Federal, State And Municipal Partnership Targets Fentanyl Traffickers
Series of Indictments Highlight Alaska’s Criminal Enforcement of Fentanyl and Opioids
Contact: Public Information Officer
ANCHORAGE - On September 12, 2017, a federal grand jury in Anchorage returned a series of indictments charging individuals with fentanyl trafficking and other criminal offenses. Fentanyl, sometimes known on the street as “Grey Death,” is a powerful opioid that is up to 50 times more powerful than heroin. The Drug Enforcement (DEA) has issued nationwide alerts on fentanyl as a threat to health and public safety, as well as to law enforcement officers, who were warned by DEA two months ago to take extreme precautions when handling fentanyl, because exposure to an amount equivalent to a few grains of sand can result in death.
In the recently indicted cases, Sergio Jauna Devoe, 27, of Anchorage, was charged with possession with the intent to distribute quantities of methamphetamine and fentanyl, on or about May 5, 2017. Devoe was also charged with possession of a firearm in furtherance of a drug trafficking crime. If convicted, Devoe faces a mandatory minimum ten-year sentence, with a maximum of life imprisonment.
Misty G. Thomas, 25, of Anchorage, was charged with possession with the intent to distribute quantities of methamphetamine and fentanyl, on or about Oct. 6, Oct. 7, and Nov. 9, 2016. If convicted, Thomas faces a mandatory minimum of five years in prison, and a maximum sentence of 40 years in prison. Thomas was also charged in a separate indictment for fraudulent activity in connection with identification documents. According to the indictment, on or about Feb. 18, 2017, Thomas knowingly posed as “E.B.” to a Fred Meyer employee, a licensed dealer of firearms, and used E.B.’s identification to falsely purchase three firearms. If convicted, Thomas faces a maximum of ten years in prison on the firearm charges, as well as a mandatory consecutive two-year sentence based on the theft of “E.B.’s” identity to purchase the firearms.
Finally, Charles Jeffery Mosley, Jr., 36, of Anchorage, was charged with possession with the intent to distribute over 100 grams of heroin, on or about July 12, 2017. Mosley was also charged for being a felon in possession of a firearm, and for possession of a firearm in furtherance of a drug trafficking crime. Mosley faces a mandatory minimum ten-year sentence.
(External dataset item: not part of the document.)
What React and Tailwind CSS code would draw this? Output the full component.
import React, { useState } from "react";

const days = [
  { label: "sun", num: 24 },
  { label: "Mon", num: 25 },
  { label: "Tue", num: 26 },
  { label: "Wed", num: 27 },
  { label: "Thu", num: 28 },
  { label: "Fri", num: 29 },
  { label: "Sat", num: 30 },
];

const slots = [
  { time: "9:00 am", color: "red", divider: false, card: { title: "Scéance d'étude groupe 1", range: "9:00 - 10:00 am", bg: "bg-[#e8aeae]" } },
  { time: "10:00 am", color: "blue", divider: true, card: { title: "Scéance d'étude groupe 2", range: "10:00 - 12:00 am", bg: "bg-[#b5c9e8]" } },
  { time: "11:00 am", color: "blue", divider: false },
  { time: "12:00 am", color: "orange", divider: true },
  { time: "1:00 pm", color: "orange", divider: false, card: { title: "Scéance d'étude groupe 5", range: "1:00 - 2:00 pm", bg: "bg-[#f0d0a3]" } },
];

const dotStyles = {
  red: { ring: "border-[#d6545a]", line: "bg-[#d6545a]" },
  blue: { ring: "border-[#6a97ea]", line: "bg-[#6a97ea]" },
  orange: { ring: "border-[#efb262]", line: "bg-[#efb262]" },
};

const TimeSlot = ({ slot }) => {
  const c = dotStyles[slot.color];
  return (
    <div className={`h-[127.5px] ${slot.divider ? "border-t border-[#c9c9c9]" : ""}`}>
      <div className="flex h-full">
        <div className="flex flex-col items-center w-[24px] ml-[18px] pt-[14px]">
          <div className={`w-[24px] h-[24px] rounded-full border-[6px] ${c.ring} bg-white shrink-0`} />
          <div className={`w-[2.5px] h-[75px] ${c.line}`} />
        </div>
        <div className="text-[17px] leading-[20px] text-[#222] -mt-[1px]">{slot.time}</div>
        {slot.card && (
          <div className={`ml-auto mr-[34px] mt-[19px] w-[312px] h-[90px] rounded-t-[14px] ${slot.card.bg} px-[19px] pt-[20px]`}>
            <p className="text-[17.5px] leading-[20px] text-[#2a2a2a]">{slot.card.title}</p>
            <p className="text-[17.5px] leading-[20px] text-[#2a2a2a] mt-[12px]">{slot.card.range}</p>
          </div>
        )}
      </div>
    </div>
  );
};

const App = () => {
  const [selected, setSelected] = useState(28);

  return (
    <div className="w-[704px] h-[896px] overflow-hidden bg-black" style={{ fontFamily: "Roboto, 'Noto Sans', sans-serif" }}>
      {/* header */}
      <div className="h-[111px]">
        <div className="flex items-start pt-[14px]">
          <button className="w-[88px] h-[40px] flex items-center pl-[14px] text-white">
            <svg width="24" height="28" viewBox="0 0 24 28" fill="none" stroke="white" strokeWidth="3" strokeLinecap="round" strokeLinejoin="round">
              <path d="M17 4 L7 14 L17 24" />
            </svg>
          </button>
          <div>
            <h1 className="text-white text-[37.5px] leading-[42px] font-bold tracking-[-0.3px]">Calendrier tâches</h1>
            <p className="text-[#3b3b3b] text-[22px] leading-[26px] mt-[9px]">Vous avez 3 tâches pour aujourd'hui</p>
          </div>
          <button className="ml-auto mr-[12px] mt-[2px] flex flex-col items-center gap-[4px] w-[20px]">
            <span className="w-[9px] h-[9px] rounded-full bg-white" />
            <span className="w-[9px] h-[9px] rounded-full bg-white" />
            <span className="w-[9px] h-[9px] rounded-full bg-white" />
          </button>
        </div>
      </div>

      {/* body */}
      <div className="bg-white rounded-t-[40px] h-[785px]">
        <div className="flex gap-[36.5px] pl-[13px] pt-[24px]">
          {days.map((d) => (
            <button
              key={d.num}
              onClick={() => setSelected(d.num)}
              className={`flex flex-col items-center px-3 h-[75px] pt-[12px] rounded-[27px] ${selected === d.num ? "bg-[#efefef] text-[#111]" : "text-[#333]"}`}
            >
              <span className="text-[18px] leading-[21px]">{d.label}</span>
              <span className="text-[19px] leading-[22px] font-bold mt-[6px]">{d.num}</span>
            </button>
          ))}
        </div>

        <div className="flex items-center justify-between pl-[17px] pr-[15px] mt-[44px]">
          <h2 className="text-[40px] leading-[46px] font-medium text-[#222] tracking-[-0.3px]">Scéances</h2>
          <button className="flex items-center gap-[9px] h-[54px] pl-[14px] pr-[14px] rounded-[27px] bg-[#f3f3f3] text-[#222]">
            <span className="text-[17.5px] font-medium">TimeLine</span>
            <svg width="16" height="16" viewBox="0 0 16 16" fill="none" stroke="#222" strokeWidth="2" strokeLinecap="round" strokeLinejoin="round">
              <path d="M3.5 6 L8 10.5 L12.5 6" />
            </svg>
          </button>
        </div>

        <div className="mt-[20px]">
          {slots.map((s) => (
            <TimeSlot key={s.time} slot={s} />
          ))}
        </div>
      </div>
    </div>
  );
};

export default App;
Acting U.S. Attorney Bryan Schroder stated, “For Americans under the age of 50, drug overdoses are the leading cause of death. The trafficking of fentanyl can only worsen this tragedy. We are thankful to be able to work collaboratively with our state and local partners - not just in prosecuting the traffickers of opioids, but also in finding solutions to this epidemic. These solutions include prevention and education efforts, as well as task forces that include medical and health professionals.”
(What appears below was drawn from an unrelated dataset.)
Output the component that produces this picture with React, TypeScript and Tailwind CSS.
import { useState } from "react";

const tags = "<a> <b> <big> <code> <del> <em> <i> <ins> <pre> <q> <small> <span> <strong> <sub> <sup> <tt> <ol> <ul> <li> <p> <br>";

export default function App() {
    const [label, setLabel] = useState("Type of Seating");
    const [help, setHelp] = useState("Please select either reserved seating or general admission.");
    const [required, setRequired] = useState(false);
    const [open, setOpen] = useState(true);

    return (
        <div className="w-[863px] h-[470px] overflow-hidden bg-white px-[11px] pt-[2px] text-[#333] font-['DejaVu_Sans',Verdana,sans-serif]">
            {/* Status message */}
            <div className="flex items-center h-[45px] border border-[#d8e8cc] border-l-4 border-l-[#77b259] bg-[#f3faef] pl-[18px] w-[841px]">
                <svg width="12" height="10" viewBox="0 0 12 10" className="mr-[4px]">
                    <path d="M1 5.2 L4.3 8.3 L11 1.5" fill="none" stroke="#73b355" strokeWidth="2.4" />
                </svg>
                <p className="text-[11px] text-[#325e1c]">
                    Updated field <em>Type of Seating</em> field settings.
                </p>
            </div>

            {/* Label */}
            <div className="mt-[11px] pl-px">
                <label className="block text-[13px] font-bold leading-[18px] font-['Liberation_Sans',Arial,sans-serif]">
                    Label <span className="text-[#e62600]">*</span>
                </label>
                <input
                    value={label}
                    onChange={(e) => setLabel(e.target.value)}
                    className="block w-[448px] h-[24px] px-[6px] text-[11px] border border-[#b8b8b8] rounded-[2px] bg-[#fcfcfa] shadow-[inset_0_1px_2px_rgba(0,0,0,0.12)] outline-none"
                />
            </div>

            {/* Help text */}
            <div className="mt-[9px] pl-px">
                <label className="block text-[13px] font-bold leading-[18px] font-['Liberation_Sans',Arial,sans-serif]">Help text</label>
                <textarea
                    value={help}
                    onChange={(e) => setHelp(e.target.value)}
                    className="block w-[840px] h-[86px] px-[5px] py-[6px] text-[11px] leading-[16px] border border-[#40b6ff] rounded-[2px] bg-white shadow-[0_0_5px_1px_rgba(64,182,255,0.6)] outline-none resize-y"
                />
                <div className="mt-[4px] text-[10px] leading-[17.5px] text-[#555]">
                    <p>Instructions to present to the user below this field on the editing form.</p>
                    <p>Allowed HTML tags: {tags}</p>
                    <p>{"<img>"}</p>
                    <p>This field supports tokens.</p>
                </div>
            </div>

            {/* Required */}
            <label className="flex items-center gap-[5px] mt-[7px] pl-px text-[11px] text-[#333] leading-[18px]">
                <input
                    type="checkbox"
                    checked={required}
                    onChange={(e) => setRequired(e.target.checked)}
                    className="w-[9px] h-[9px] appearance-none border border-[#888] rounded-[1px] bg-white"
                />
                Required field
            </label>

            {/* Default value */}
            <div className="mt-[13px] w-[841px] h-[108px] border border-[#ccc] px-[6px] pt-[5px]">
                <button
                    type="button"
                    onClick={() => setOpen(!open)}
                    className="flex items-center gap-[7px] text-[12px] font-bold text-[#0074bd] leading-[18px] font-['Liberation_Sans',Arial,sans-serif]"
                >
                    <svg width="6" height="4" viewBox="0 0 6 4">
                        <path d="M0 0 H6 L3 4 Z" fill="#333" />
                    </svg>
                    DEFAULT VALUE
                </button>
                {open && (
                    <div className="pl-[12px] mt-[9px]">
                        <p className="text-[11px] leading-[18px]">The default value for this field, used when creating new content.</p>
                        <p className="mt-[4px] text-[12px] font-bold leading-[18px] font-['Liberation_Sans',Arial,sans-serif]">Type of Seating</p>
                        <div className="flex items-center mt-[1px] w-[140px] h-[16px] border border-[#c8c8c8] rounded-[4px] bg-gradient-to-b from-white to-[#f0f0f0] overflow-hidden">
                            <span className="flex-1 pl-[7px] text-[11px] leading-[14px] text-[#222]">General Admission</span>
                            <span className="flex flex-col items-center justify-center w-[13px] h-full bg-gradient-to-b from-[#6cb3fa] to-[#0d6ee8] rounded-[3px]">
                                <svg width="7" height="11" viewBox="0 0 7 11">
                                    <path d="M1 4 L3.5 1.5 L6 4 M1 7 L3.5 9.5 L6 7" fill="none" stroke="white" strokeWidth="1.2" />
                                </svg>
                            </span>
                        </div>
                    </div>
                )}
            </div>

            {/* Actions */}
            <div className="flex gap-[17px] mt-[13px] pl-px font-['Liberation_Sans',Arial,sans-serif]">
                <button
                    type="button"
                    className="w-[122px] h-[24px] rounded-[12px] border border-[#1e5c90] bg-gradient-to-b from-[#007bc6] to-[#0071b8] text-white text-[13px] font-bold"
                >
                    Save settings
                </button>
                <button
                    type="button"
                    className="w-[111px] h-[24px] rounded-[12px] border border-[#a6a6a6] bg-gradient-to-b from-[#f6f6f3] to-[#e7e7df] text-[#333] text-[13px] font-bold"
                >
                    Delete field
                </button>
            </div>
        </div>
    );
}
These cases are being handled by Special Assistant U.S. Attorney James Stinson, who is an Anchorage municipal prosecutor. Since 2007, the Municipality of Anchorage has assigned prosecutors to the U.S. Attorney’s Office to work on cases that have direct impact on the safety of Anchorage residents, such as drugs, guns, and violent crime. The Anchorage District Attorney’s Office also participated in the prosecution and referral of the cases, which were investigated by the Anchorage Police Department, the Drug Enforcement Administration, and the Bureau of Alcohol, Tobacco, Firearms, and Explosives.
An indictment is merely an allegation and all defendants are presumed innocent unless and until proven guilty beyond a reasonable doubt in a court of law.